THE PROBLEM: The required output is a single number: how many lines of the material contain the string "components".

RAW DATA:

--------

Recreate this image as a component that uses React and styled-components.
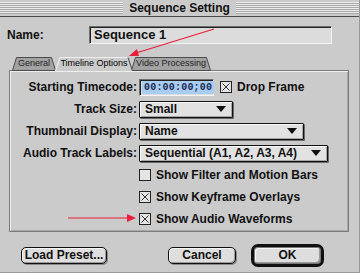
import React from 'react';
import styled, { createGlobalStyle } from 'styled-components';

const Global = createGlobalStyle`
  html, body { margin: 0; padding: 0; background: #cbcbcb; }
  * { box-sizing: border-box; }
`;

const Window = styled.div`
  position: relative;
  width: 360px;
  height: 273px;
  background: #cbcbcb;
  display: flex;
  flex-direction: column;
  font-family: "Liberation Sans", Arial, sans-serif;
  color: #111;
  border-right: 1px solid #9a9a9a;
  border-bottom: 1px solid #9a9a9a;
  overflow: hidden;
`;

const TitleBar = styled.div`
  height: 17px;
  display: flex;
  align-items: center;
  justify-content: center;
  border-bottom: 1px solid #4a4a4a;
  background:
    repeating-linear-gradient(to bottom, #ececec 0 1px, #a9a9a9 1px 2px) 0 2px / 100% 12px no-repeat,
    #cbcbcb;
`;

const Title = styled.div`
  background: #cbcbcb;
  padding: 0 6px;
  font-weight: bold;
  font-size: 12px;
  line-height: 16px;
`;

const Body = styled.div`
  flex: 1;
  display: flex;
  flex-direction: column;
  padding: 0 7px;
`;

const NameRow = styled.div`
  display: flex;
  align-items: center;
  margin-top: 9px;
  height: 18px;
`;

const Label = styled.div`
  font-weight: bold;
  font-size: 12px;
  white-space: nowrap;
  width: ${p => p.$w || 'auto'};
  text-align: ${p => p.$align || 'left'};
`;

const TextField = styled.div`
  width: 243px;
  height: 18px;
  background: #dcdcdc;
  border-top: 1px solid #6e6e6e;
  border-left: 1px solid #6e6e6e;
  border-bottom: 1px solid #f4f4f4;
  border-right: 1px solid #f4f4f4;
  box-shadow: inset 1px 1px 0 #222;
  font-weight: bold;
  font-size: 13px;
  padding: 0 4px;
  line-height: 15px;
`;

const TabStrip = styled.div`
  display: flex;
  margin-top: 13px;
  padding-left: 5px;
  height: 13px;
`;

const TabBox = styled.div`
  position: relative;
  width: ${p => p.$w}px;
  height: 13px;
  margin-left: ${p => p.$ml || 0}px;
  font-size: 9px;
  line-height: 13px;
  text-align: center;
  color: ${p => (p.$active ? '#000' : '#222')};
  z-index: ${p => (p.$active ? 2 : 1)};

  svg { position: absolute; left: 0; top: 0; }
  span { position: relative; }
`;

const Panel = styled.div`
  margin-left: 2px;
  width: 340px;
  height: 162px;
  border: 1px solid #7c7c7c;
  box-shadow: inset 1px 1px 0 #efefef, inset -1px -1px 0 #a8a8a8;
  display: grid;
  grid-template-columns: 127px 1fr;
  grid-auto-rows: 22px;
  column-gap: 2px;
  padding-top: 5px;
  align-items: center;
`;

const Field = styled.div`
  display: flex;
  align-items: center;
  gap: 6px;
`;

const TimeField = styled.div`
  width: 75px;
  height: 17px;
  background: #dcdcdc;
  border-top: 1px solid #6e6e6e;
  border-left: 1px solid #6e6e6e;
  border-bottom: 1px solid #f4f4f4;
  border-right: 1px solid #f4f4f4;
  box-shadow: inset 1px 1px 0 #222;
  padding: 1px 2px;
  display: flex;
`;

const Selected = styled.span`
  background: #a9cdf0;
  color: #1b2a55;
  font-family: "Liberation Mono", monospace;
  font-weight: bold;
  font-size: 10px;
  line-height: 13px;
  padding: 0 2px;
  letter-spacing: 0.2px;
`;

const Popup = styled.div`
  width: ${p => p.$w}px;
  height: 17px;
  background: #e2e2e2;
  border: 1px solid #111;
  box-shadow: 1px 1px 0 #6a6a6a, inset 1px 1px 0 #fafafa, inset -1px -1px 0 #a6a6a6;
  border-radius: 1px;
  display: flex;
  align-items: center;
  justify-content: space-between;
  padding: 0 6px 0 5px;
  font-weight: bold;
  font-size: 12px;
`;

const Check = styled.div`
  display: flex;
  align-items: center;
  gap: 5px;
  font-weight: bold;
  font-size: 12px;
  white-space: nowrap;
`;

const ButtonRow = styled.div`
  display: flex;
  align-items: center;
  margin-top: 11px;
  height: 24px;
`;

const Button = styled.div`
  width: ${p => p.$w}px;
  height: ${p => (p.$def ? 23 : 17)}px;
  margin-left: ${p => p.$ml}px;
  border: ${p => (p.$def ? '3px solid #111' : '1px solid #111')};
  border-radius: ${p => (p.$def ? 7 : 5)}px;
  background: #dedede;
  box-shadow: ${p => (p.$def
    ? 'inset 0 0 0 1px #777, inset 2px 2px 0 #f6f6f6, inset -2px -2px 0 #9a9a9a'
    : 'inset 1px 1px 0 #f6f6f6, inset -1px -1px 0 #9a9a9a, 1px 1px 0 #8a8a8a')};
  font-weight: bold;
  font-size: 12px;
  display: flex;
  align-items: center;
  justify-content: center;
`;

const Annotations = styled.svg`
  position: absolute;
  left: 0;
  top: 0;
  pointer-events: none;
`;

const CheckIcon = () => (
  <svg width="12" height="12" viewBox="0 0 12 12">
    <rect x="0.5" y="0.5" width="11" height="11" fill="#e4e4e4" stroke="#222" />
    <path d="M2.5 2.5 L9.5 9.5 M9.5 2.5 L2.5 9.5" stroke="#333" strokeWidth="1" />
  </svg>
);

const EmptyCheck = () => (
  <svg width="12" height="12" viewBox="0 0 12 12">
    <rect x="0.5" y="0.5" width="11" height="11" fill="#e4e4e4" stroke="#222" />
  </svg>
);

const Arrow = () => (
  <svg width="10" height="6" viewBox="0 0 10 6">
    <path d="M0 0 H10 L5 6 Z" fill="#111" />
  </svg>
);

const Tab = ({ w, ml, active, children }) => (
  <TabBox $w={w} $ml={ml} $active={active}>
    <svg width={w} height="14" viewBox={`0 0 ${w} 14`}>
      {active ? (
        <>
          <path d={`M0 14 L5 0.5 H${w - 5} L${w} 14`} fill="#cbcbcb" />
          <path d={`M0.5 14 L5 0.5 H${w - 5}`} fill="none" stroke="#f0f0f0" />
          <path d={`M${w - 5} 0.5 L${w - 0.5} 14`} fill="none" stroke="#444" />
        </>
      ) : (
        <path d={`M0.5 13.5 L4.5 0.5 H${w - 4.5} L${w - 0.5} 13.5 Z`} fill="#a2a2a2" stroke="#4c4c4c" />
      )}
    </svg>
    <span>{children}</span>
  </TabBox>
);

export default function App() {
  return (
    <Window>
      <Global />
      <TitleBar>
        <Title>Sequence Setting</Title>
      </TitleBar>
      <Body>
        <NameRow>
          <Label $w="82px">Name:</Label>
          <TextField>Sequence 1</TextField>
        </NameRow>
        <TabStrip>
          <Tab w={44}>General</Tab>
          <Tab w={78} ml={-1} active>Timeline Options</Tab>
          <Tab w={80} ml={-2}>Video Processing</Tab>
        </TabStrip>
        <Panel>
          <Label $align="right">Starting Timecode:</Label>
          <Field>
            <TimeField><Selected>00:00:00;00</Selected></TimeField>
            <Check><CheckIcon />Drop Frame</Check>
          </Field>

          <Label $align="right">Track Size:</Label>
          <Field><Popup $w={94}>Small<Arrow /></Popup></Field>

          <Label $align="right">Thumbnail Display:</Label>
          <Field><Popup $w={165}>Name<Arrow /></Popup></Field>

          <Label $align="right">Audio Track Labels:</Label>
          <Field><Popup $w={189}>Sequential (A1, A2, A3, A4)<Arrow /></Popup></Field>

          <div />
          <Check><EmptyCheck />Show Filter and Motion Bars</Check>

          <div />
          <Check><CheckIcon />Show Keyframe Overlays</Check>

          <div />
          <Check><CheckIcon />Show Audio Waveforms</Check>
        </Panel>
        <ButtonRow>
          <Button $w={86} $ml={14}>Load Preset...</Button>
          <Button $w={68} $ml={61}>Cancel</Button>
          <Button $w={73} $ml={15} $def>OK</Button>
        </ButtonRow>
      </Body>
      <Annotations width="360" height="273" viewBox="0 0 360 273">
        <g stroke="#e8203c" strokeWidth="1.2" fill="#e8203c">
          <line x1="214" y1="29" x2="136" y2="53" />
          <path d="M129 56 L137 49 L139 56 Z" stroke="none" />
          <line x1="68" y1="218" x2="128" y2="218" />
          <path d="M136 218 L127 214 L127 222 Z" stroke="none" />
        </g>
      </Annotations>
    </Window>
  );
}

--------

RESULT FOR THIS TASK: 2